As Hauerwas and Willimon have expressed it the title of their book,
Resident Aliens, believers are to mix, but not blend, into
the culture. They are to be accessible to other members of their
culture, they serve the other members of their culture--but are always
to be aware that they are resident aliens--citizens of a different
country altogether, the "Kingdom of Heaven."
We would like a church that again asserts that God, not nations,
rules the world, that the boundaries of God's kingdom transcend those
of Caesar, and that the main political task of the church is the
formation of people who see clearly the cost of discipleship and are
willing to pay the price.
d. Conclusions
It would not be unreasonable to assume that the interaction Paul had
with Priscilla and Aquila in Acts 18 and 19 had aquainted him with the
acrimonious activities in Rome that led Claudius to expell all the Jews.

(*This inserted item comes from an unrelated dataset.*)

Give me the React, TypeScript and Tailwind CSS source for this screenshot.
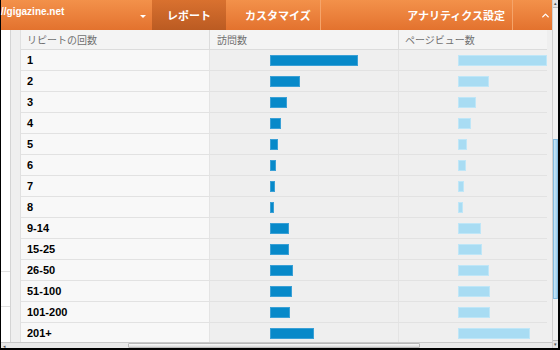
import { ChevronUp } from 'lucide-react'

const rows = [
  { label: '1', visits: 88, views: 89 },
  { label: '2', visits: 30, views: 31 },
  { label: '3', visits: 17, views: 18 },
  { label: '4', visits: 11, views: 13 },
  { label: '5', visits: 8, views: 9 },
  { label: '6', visits: 6, views: 8 },
  { label: '7', visits: 5, views: 6 },
  { label: '8', visits: 4, views: 5 },
  { label: '9-14', visits: 19, views: 23 },
  { label: '15-25', visits: 19, views: 24 },
  { label: '26-50', visits: 23, views: 31 },
  { label: '51-100', visits: 22, views: 32 },
  { label: '101-200', visits: 20, views: 32 },
  { label: '201+', visits: 44, views: 72 },
]

const jp = { fontFamily: '"Noto Sans CJK JP", "Liberation Sans", sans-serif' }
const sans = { fontFamily: '"Liberation Sans", Arial, sans-serif' }

export default function App() {
  return (
    <div className="w-[560px] h-[350px] bg-black pl-[1px] pr-[2px] pb-[2px] flex overflow-hidden">
      <div className="flex-1 flex flex-col min-w-0">
        {/* orange nav */}
        <div className="h-[30px] flex bg-gradient-to-b from-[#f3914a] to-[#e3722e] text-white shrink-0" style={jp}>
          <div className="w-[151px] relative">
            <span className="absolute left-0 top-[4px] text-[10px] font-bold" style={sans}>//gigazine.net</span>
            <span className="absolute left-[139px] top-[15px] w-0 h-0 border-l-[3px] border-r-[3px] border-t-[3px] border-l-transparent border-r-transparent border-t-white" />
          </div>
          <div className="w-[74px] flex items-center justify-center bg-gradient-to-b from-[#d9712f] to-[#bb5b22] text-[11px] font-bold">
            レポート
          </div>
          <div className="w-[95px] flex items-center pl-[19px] text-[11px] font-bold border-r border-[#f5a46a]">
            カスタマイズ
          </div>
          <div className="w-[192px] flex items-center justify-end pr-[7px] text-[11px] font-bold border-r border-[#f5a46a]">
            アナリティクス設定
          </div>
          <div className="flex-1 flex items-center justify-end pr-[1px]">
            <ChevronUp className="w-[11px] h-[11px]" strokeWidth={3} />
          </div>
        </div>

        {/* body */}
        <div className="flex-1 flex min-h-0 bg-[#efefef] overflow-hidden">
          <div className="w-[10px] bg-white border-r border-[#d4d4d4] flex flex-col">
            <div className="h-[258px]" />
            <div className="h-[38px] border-t border-[#e0e0e0]" />
            <div className="h-[38px] border-t border-[#e0e0e0]" />
          </div>
          <div className="w-[9px]" />
          <div className="w-[527px] border-l border-[#e0e0e0] flex flex-col">
            <div className="h-[20px] shrink-0 grid grid-cols-[188px_189px_150px] text-[10px] text-[#707070] border-b border-[#dcdcdc] bg-[#f4f4f4]" style={jp}>
              <div className="pl-[6px] flex items-center">リピートの回数</div>
              <div className="pl-[7px] flex items-center border-l border-[#dcdcdc]">訪問数</div>
              <div className="pl-[6px] flex items-center border-l border-[#dcdcdc]">ページビュー数</div>
            </div>
            {rows.map(r => (
              <div key={r.label} className="h-[21px] shrink-0 grid grid-cols-[188px_189px_150px] border-b border-[#e2e2e2]">
                <div className="bg-[#f8f8f8] pl-[6px] flex items-center text-[11px] font-bold text-black" style={sans}>
                  {r.label}
                </div>
                <div className="bg-[#efefef] border-l border-[#e4e4e4] flex items-center pl-[60px]">
                  <div className="h-[11px] bg-[#0789c9] border border-[#3aa0d6]" style={{ width: r.visits }} />
                </div>
                <div className="bg-[#efefef] border-l border-[#e4e4e4] flex items-center pl-[59px]">
                  <div className="h-[11px] bg-[#a8dcf3] border border-[#bfe6f7]" style={{ width: r.views }} />
                </div>
              </div>
            ))}
          </div>
        </div>

        {/* horizontal scrollbar */}
        <div className="h-[6px] shrink-0 bg-[#e8e8e8] border-t border-[#c8c8c8] flex items-center relative">
          <div className="ml-[127px] w-[292px] h-[5px] bg-gradient-to-b from-[#fafafa] to-[#d8d8d8] border border-[#b8b8b8] rounded-[1px]" />
          <div className="absolute left-[2px] top-[1px] text-[5px] leading-none text-[#555]">◂</div>
        </div>
      </div>

      {/* vertical scrollbar */}
      <div className="w-[6px] bg-[#f0f0f0] border-l border-[#d0d0d0] flex flex-col">
        <div className="h-[8px] bg-[#e4e4e4] border-b border-[#bcbcbc] flex items-center justify-center text-[5px] leading-none text-[#555]">▴</div>
        <div className="h-[131px]" />
        <div className="h-[160px] bg-gradient-to-r from-[#c9e6f6] to-[#9fd0ee] border border-[#86bde0]" />
        <div className="flex-1" />
        <div className="h-[8px] bg-[#e4e4e4] border-t border-[#bcbcbc] flex items-center justify-center text-[5px] leading-none text-[#555]">▾</div>
      </div>
    </div>
  )
}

This was not the kind of witness that serves God. The vision he would
like these believers to have is that of a community that is willing to
work within the culture, even though it is against that culture. The
community is to look at the members of the culture with sensitivity and
love, co-laboring with God to bring about His redemptive agenda. There
is also no room for nationalism, because God's people are members of His
kingdom, not the local culture. McClendon calls such a community one
that has peoplehood, as opposed to nationhood; "...peoplehood provides a
powerful incentive to unity that transcends, and cometimes conflicts
with, the nation- state." That was the conviction that Paul was
trying to shape within his Roman listeners.